In the unlikely event multiple insurable incidents occur which exceed coverage limits within the same insurance period, the total insurance coverage will be allocated among entities on an equitable basis based on an insurance allocation agreement we have entered into with us and other subsidiaries. Insurance estimates include certain assumptions and management judgments regarding the frequency and severity of claims, claim development and settlement practices and the selection of estimated loss among estimates derived using different methods.
11. SUBSEQUENT EVENT
TRES PALACIOS HOLDINGS LLC
On April 3, 2023, we acquired Tres Palacios Holdings LLC (Tres Palacios) for US$335 million of cash, subject to customary closing adjustments. Tres Palacios is a natural gas storage facility located in the US Gulf Coast and its infrastructure serves Texas gas-fired power generation and liquefied natural gas exports, as well as Mexico pipeline exports.

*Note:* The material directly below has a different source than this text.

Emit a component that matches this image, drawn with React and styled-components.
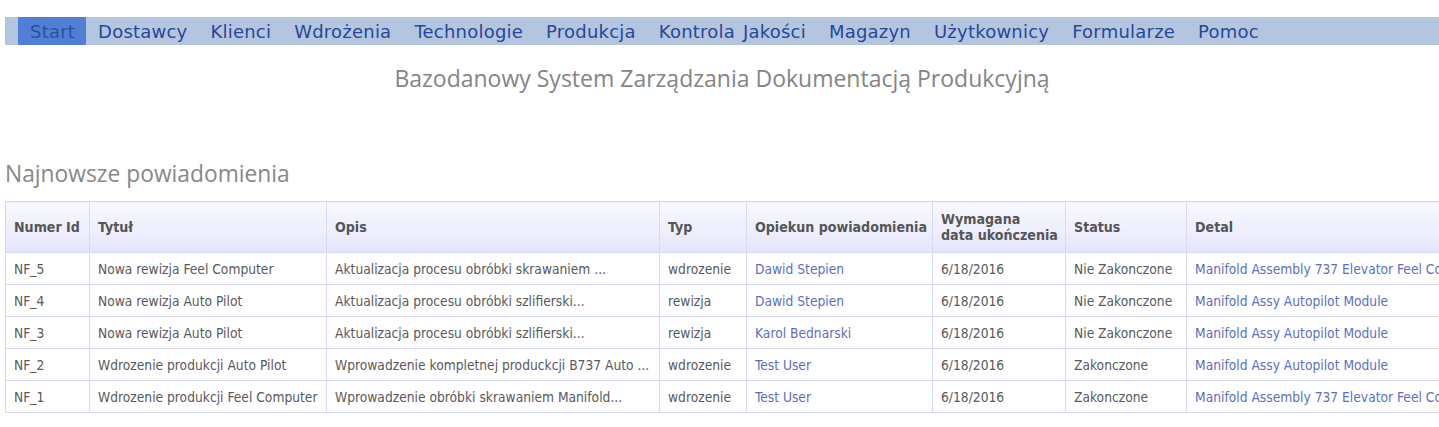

ITEM 2. MANAGEMENT’S DISCUSSION AND ANALYSIS OF FINANCIAL CONDITION AND RESULTS OF OPERATIONS
INTRODUCTION
The following discussion and analysis of our financial condition and results of operations is based on and should be read in conjunction with our interim consolidated financial statements and the accompanying notes included in Part I. Item 1. Financial Statements of this quarterly report on Form 10-Q and our consolidated financial statements and the accompanying notes included in Part II. Item 8. Financial Statements and Supplementary Data of our annual report on Form 10-K for the year ended December 31, 2022.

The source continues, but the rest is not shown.